WHAT YOU HAVE TO DO:
Quote the whole listing exactly. Leave the pictures out of your copy.
-- START --
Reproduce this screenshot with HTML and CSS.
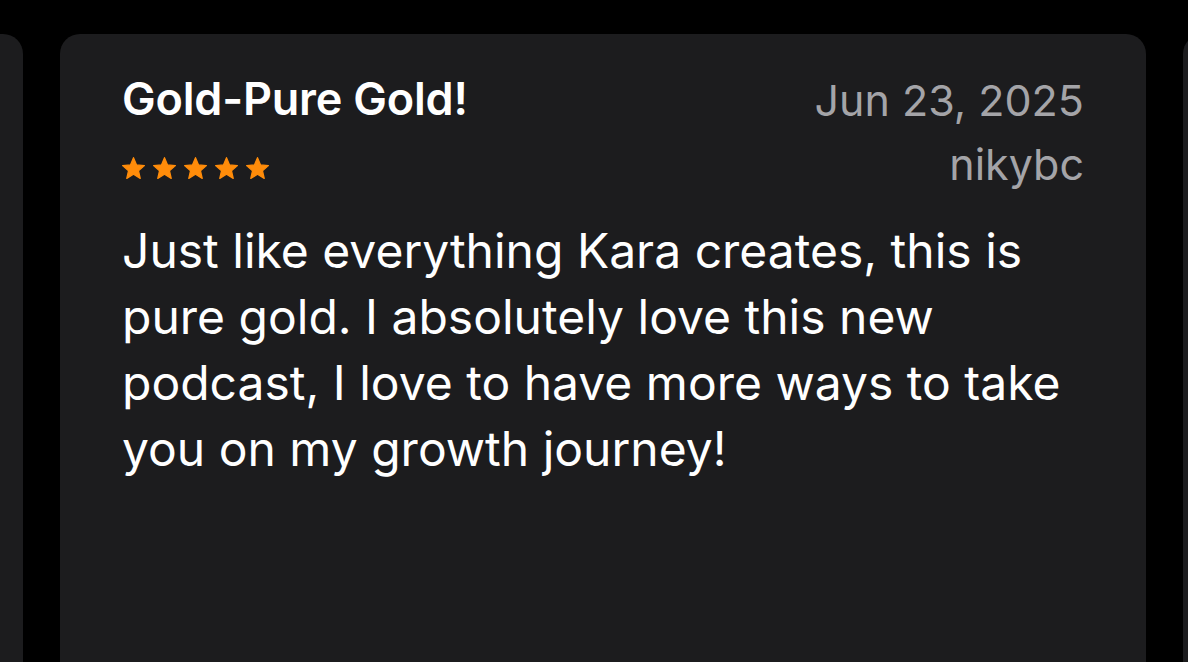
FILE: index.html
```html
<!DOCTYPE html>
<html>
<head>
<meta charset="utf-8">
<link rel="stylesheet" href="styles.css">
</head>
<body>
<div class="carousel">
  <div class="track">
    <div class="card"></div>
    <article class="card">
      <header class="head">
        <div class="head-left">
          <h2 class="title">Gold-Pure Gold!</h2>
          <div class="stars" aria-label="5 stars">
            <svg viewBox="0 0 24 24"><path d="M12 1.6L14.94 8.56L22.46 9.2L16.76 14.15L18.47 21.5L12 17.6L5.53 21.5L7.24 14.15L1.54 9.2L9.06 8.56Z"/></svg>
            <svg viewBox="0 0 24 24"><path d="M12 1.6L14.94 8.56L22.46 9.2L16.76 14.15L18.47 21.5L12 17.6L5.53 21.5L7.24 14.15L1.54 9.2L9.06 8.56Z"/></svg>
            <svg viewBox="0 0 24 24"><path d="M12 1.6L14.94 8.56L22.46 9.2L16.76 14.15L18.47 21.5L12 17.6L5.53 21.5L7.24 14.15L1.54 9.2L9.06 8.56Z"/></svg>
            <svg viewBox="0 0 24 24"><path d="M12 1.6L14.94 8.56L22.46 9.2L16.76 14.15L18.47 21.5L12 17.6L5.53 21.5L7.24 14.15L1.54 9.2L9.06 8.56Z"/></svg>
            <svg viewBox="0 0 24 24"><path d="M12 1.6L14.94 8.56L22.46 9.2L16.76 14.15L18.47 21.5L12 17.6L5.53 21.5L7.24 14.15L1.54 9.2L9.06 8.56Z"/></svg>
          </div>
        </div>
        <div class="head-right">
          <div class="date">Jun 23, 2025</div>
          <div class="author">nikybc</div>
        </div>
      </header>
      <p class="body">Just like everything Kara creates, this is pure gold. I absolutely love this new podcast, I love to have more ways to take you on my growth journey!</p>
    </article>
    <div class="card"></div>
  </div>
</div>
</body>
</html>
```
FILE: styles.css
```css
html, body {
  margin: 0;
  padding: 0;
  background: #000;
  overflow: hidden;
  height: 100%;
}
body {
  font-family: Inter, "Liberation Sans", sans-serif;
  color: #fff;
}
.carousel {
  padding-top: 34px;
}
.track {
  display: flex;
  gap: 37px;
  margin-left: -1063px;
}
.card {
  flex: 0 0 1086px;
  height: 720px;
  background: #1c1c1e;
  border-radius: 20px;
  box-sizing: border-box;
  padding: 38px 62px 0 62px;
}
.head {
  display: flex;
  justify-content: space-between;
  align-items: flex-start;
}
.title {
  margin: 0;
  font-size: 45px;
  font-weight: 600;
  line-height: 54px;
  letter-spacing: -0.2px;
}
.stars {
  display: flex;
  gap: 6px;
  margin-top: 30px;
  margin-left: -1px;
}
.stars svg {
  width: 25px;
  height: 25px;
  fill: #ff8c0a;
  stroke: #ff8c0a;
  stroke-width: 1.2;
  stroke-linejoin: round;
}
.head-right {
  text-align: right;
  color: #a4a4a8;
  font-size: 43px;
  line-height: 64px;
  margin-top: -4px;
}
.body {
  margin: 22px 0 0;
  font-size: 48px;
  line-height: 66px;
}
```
-- END --
REPLY TO THE EXERCISE:
Reproduce this screenshot with HTML and CSS.
FILE: index.html
```html
<!DOCTYPE html>
<html>
<head>
<meta charset="utf-8">
<link rel="stylesheet" href="styles.css">
</head>
<body>
<div class="carousel">
  <div class="track">
    <div class="card"></div>
    <article class="card">
      <header class="head">
        <div class="head-left">
          <h2 class="title">Gold-Pure Gold!</h2>
          <div class="stars" aria-label="5 stars">
            <svg viewBox="0 0 24 24"><path d="M12 1.6L14.94 8.56L22.46 9.2L16.76 14.15L18.47 21.5L12 17.6L5.53 21.5L7.24 14.15L1.54 9.2L9.06 8.56Z"/></svg>
            <svg viewBox="0 0 24 24"><path d="M12 1.6L14.94 8.56L22.46 9.2L16.76 14.15L18.47 21.5L12 17.6L5.53 21.5L7.24 14.15L1.54 9.2L9.06 8.56Z"/></svg>
            <svg viewBox="0 0 24 24"><path d="M12 1.6L14.94 8.56L22.46 9.2L16.76 14.15L18.47 21.5L12 17.6L5.53 21.5L7.24 14.15L1.54 9.2L9.06 8.56Z"/></svg>
            <svg viewBox="0 0 24 24"><path d="M12 1.6L14.94 8.56L22.46 9.2L16.76 14.15L18.47 21.5L12 17.6L5.53 21.5L7.24 14.15L1.54 9.2L9.06 8.56Z"/></svg>
            <svg viewBox="0 0 24 24"><path d="M12 1.6L14.94 8.56L22.46 9.2L16.76 14.15L18.47 21.5L12 17.6L5.53 21.5L7.24 14.15L1.54 9.2L9.06 8.56Z"/></svg>
          </div>
        </div>
        <div class="head-right">
          <div class="date">Jun 23, 2025</div>
          <div class="author">nikybc</div>
        </div>
      </header>
      <p class="body">Just like everything Kara creates, this is pure gold. I absolutely love this new podcast, I love to have more ways to take you on my growth journey!</p>
    </article>
    <div class="card"></div>
  </div>
</div>
</body>
</html>
```
FILE: styles.css
```css
html, body {
  margin: 0;
  padding: 0;
  background: #000;
  overflow: hidden;
  height: 100%;
}
body {
  font-family: Inter, "Liberation Sans", sans-serif;
  color: #fff;
}
.carousel {
  padding-top: 34px;
}
.track {
  display: flex;
  gap: 37px;
  margin-left: -1063px;
}
.card {
  flex: 0 0 1086px;
  height: 720px;
  background: #1c1c1e;
  border-radius: 20px;
  box-sizing: border-box;
  padding: 38px 62px 0 62px;
}
.head {
  display: flex;
  justify-content: space-between;
  align-items: flex-start;
}
.title {
  margin: 0;
  font-size: 45px;
  font-weight: 600;
  line-height: 54px;
  letter-spacing: -0.2px;
}
.stars {
  display: flex;
  gap: 6px;
  margin-top: 30px;
  margin-left: -1px;
}
.stars svg {
  width: 25px;
  height: 25px;
  fill: #ff8c0a;
  stroke: #ff8c0a;
  stroke-width: 1.2;
  stroke-linejoin: round;
}
.head-right {
  text-align: right;
  color: #a4a4a8;
  font-size: 43px;
  line-height: 64px;
  margin-top: -4px;
}
.body {
  margin: 22px 0 0;
  font-size: 48px;
  line-height: 66px;
}
```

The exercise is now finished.